**Goal:**
Report each line of the data that includes the word "Write".

**Data provided:**
▼

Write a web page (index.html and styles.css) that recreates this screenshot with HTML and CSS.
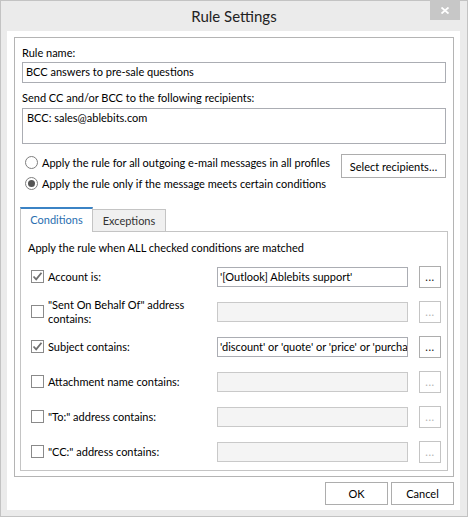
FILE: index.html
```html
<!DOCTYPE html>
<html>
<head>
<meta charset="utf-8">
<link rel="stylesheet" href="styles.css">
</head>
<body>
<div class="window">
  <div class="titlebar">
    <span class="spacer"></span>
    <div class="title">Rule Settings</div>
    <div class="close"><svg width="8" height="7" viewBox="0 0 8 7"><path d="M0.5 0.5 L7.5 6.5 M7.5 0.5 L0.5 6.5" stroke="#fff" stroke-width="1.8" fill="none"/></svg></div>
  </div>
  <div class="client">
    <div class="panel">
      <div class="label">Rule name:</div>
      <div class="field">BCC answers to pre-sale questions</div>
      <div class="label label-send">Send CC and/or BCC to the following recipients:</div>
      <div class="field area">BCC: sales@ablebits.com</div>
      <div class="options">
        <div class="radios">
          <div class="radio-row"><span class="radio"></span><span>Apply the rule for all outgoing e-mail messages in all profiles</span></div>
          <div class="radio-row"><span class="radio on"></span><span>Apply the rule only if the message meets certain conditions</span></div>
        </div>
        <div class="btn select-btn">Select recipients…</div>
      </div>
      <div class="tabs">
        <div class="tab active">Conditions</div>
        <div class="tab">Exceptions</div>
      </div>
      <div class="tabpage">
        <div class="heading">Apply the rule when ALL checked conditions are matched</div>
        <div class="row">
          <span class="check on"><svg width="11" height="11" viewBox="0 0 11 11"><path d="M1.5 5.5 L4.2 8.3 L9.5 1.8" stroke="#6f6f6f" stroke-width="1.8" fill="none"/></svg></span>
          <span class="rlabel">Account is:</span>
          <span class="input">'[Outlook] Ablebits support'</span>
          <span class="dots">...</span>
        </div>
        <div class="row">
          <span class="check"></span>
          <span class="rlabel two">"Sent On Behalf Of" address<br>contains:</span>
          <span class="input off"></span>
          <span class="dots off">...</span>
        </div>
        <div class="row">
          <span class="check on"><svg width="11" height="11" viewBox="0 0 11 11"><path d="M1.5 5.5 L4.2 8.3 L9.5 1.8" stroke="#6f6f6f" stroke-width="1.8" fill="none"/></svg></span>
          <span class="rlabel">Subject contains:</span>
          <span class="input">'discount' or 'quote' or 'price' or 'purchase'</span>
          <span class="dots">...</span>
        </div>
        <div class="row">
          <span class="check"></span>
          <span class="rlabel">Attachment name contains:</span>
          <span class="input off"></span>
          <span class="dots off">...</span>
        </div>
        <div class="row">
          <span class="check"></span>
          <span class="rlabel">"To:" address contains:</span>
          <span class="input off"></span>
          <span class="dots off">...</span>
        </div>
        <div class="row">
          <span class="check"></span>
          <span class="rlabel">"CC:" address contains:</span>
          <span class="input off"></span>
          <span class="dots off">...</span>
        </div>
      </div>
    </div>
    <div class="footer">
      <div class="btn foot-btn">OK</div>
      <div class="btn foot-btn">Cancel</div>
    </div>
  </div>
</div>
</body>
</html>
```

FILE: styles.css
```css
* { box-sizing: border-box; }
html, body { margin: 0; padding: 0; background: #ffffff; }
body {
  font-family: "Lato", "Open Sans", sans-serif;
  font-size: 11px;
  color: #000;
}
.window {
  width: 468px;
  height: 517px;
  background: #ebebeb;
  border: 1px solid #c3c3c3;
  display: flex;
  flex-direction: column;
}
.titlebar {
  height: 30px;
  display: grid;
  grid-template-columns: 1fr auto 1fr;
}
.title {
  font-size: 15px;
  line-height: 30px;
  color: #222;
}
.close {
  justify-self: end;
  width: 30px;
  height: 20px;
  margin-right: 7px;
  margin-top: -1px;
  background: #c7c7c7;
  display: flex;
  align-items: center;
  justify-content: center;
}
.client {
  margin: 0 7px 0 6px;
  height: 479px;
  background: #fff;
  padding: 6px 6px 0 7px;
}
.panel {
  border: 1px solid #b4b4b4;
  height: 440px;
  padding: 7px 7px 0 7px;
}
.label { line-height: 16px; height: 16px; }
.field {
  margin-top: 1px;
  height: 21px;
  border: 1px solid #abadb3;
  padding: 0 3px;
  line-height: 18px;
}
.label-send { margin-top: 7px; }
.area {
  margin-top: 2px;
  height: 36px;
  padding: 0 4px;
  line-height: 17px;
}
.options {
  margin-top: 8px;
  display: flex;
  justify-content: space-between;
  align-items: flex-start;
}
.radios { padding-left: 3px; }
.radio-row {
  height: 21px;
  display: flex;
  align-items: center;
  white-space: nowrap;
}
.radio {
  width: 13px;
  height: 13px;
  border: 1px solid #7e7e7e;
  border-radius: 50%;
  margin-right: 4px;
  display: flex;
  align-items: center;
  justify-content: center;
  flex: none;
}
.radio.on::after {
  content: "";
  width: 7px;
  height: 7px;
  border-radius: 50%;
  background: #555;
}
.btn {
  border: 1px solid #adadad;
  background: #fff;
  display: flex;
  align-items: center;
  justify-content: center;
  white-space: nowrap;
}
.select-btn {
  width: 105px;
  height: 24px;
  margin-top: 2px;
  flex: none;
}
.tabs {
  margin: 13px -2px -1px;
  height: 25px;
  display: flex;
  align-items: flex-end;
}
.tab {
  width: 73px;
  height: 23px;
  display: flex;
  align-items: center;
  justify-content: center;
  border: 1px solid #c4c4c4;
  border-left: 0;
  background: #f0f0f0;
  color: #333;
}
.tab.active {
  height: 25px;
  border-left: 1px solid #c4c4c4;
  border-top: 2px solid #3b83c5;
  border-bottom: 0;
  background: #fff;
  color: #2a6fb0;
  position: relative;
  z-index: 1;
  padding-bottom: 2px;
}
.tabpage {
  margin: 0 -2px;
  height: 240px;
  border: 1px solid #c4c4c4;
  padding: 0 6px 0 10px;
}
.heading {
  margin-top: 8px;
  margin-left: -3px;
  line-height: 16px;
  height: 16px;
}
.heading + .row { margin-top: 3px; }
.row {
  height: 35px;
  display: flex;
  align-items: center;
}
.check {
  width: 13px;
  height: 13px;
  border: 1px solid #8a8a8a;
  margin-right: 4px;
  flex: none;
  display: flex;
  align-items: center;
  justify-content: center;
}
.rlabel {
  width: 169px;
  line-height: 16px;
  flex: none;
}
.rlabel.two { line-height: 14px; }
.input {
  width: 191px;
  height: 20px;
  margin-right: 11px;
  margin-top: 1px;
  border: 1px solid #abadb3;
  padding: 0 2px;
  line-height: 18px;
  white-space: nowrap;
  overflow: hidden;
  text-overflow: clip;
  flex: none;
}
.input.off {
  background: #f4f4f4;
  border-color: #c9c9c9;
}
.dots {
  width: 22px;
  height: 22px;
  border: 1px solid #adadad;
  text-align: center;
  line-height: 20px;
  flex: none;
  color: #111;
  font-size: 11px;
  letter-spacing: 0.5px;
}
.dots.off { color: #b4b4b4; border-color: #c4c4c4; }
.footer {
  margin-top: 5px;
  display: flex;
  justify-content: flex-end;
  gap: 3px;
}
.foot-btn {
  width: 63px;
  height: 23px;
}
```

▲
▼

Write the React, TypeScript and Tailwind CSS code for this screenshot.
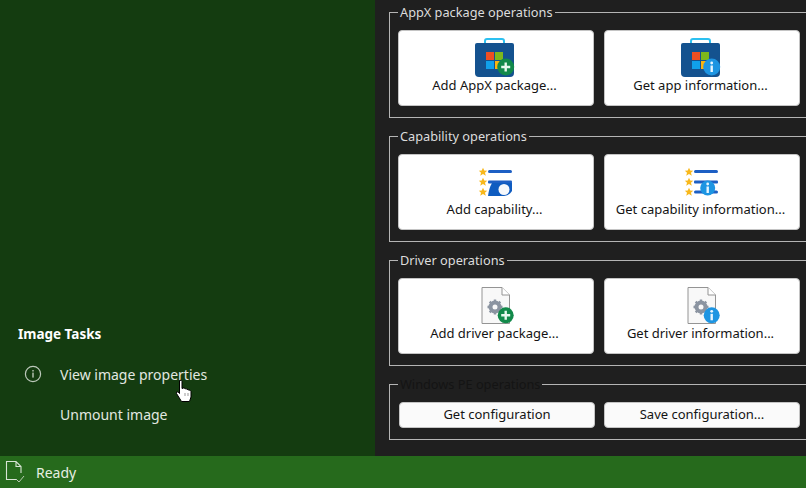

▲

**Result of the exercise:**
Write a web page (index.html and styles.css) that recreates this screenshot with HTML and CSS.
Write the React, TypeScript and Tailwind CSS code for this screenshot.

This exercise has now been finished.